# YOUR OBJECTIVE
Exactly how many lines have the word "components"? Answer with the bare number.
────────────────────
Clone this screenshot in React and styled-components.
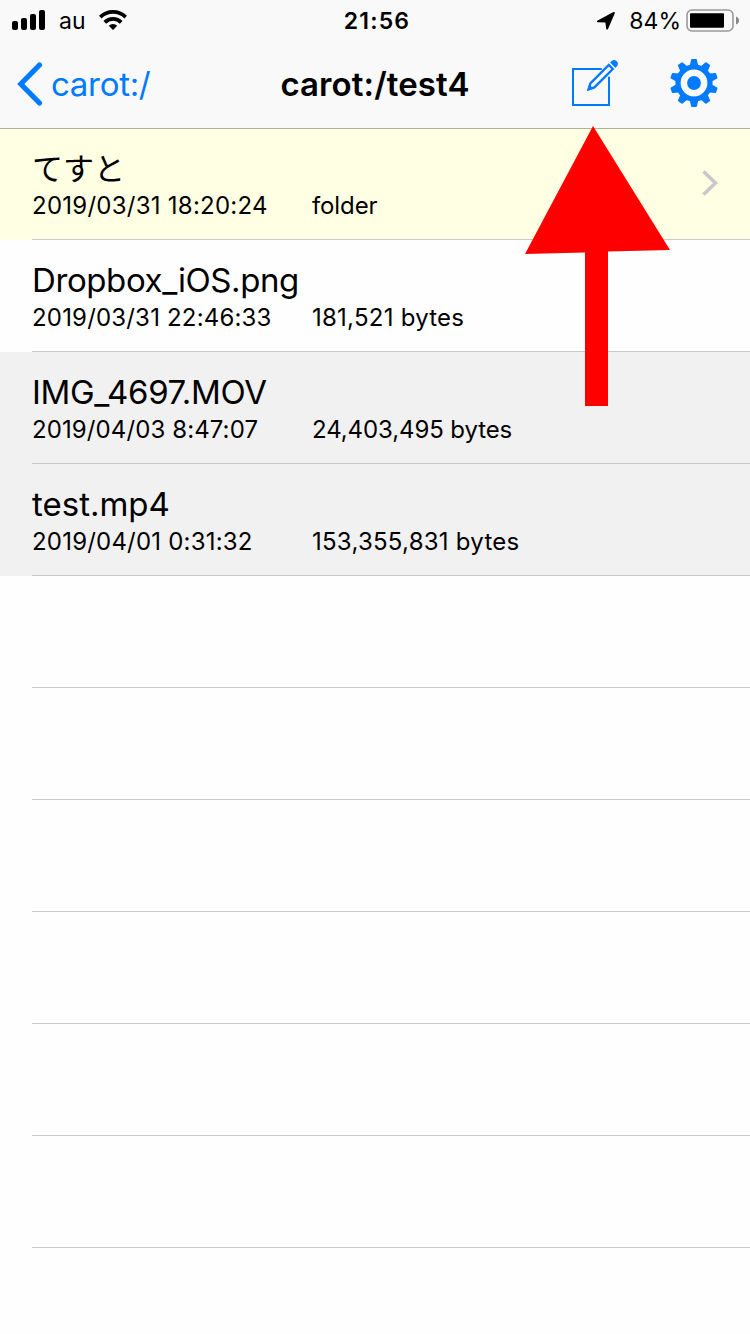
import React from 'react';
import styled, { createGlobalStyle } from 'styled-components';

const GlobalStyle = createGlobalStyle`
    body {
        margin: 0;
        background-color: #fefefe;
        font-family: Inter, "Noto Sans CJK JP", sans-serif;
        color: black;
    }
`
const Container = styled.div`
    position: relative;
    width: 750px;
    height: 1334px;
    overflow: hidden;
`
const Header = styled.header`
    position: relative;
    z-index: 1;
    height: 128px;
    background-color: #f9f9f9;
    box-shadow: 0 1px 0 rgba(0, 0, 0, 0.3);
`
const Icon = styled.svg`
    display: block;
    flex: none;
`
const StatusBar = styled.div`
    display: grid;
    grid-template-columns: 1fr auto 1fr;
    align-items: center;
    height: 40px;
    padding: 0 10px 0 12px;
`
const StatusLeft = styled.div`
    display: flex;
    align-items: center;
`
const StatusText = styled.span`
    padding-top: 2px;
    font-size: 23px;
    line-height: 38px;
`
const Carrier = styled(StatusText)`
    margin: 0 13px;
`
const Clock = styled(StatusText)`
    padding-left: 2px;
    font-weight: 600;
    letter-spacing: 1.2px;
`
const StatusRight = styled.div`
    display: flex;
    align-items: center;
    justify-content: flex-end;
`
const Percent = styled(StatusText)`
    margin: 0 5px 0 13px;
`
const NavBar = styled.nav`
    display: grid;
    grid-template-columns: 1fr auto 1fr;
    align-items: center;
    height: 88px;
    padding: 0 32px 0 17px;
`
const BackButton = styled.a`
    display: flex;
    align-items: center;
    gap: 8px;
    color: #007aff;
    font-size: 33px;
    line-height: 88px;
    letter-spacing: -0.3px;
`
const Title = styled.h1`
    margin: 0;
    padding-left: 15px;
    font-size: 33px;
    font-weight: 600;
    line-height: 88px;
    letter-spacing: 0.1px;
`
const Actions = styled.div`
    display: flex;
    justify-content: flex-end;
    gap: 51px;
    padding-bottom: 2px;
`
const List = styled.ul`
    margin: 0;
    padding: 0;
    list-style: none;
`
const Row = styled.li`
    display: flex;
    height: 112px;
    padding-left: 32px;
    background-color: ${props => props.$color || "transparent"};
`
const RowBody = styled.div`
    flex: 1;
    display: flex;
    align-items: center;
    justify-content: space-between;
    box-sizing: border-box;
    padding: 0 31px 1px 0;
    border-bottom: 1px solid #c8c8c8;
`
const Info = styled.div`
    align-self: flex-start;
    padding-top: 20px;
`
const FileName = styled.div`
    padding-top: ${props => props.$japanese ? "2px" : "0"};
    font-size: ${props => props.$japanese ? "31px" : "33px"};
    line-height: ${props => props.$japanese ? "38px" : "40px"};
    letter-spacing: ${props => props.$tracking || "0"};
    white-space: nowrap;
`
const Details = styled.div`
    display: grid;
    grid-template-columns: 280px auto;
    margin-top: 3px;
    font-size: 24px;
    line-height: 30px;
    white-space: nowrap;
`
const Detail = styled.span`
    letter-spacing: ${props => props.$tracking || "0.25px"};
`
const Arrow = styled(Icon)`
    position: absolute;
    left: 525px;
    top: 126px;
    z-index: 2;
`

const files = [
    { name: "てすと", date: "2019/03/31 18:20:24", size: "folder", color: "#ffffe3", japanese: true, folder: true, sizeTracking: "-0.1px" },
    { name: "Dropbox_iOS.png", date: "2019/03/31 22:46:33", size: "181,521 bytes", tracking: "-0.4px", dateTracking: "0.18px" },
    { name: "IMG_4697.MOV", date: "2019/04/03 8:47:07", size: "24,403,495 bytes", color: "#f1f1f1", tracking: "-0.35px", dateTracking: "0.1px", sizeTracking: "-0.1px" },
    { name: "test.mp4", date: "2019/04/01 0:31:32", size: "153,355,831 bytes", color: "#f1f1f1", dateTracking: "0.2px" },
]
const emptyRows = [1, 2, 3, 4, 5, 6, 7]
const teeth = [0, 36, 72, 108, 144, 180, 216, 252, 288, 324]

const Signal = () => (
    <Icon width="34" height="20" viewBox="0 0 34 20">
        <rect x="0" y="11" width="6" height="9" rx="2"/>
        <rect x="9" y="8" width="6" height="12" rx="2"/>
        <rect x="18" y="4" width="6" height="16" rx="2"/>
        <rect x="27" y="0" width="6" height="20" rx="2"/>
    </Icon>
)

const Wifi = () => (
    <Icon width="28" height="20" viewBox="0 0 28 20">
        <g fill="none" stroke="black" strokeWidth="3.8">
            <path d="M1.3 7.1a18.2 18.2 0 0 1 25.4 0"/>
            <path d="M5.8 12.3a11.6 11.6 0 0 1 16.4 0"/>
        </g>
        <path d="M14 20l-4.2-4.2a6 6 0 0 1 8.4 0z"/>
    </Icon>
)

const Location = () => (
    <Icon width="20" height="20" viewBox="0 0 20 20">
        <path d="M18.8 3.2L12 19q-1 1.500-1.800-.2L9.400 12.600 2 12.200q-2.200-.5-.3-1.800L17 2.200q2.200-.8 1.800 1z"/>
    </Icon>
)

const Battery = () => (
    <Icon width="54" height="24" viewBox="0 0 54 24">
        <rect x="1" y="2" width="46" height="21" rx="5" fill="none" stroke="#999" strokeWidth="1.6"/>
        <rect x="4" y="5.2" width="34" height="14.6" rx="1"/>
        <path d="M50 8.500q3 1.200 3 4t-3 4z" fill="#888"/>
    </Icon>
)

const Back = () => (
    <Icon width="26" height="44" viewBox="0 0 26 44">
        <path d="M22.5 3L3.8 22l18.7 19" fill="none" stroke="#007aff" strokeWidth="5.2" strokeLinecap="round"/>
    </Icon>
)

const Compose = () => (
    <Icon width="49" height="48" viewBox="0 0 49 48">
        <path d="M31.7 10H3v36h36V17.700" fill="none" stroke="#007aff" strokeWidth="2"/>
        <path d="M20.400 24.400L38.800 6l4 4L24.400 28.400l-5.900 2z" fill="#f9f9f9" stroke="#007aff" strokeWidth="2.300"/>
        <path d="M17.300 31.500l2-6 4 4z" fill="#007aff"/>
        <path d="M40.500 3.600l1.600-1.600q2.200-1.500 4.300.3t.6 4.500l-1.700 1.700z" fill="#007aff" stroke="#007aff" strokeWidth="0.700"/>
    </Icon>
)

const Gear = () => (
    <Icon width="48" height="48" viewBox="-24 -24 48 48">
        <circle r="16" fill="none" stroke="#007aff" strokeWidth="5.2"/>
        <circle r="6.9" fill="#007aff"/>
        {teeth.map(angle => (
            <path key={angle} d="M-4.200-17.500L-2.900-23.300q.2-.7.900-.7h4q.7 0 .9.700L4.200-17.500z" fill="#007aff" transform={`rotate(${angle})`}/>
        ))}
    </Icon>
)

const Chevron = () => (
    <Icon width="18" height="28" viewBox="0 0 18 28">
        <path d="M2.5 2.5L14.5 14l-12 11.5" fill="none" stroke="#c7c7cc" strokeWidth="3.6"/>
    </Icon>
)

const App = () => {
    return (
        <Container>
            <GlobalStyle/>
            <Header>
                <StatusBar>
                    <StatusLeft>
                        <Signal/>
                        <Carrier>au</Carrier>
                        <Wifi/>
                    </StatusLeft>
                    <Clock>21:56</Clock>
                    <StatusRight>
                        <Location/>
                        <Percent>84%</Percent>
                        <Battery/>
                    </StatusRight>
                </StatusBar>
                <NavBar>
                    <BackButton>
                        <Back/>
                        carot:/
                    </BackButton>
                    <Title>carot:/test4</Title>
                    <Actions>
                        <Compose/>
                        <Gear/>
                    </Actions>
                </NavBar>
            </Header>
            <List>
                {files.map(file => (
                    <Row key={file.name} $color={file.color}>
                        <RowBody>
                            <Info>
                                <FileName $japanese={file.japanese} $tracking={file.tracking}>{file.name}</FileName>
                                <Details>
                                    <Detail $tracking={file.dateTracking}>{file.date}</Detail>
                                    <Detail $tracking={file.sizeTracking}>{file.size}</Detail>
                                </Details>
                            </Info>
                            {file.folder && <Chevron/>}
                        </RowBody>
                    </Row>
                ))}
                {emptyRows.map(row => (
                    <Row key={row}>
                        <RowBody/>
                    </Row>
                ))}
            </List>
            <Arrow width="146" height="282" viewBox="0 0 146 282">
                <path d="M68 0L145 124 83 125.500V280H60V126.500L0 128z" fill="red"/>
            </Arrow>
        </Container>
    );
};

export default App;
────────────────────
# ANSWER BELOW
2